The recent collapse of the 13-storeyed building in Shanghai should serve as a cautionary tale for the increasingly prosperous real estate market. The list of names, of those behind the venture, released on Tuesday reveals local officials to be involved as shareholders in the construction firm. That should focus public attention on the play of corruption behind the accident.
It is not rare to find abuse of power to be the root cause of many fatal accidents in fields as diverse as construction and coal mining. An alliance of power and capital has become the easiest way for business people to maximize profits at the lowest cost and for the officials involved to get their "dues" for leasing the power in their hands.
In this accident, the second largest shareholder of the real estate development firm has been confirmed to be an assistant to the local township leader. The names of some local government officials are also found to be among the shareholders. Little wonder that a firm with a registered capital of only 8 million yuan was able to secure a housing project worth hundreds of millions.
What was on the grapevine - about abuse of power as a possible factor in this accident - has turned out to be true.
As far as real estate market is concerned, people have even more reason to believe in trade-offs between power and money having a role in this accident. It is not a coincidence that the real estate sector is publicly acknowledged as a hotbed for corruption even by the central government.
As is common knowledge, some real estate developers are just brokers. All they do is to make connections and fix deals between the land department, urban development planning department, banks and construction companies to meet on paper stipulations such as showing at least 30 percent of the capital for the project.

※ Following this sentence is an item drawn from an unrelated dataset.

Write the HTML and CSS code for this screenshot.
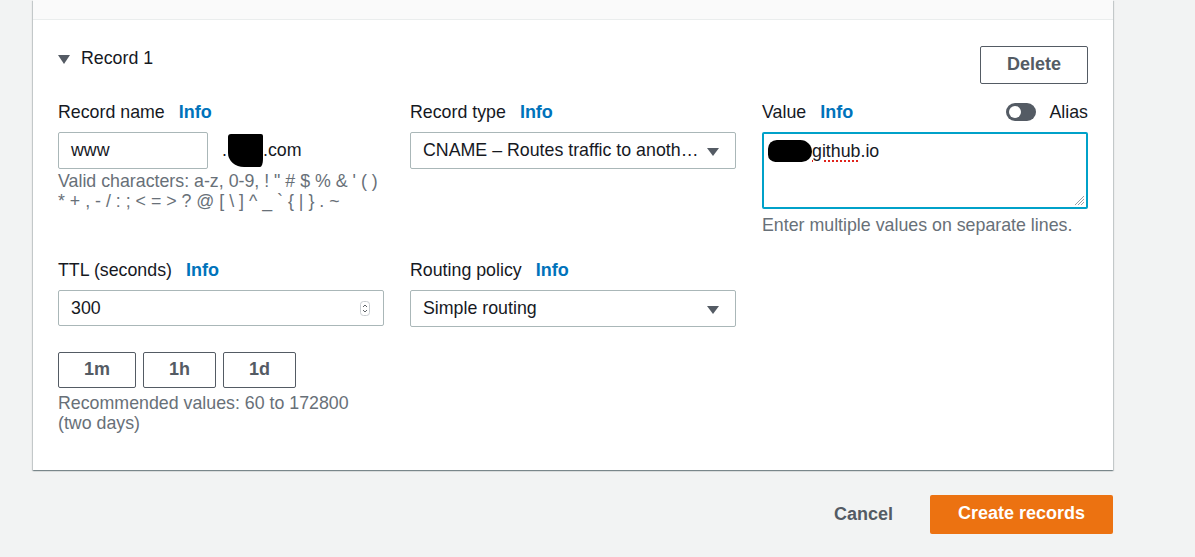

A number of officials, including a former Beijing mayor, have been nabbed on charges of corruption for involvement in trade-offs between money and power at the instance of developers.
It would be no exaggeration to say that abuse of power has played a big part in the prosperity of the real estate market.
The Shanghai government needs enough resolve to lay bare the truth behind this accident. Every government official involved must be punished.
That alone can undo the damage the building collapse has done to the credibility of both the government and real estate market.
This accident is a reminder that we cannot expect a healthy real estate market in the absence of tighter controls and supervision by a mechanism that breaks the corrupting connection between developers and officials.
It is time for governments at all levels to act forcefully, and the sooner the better.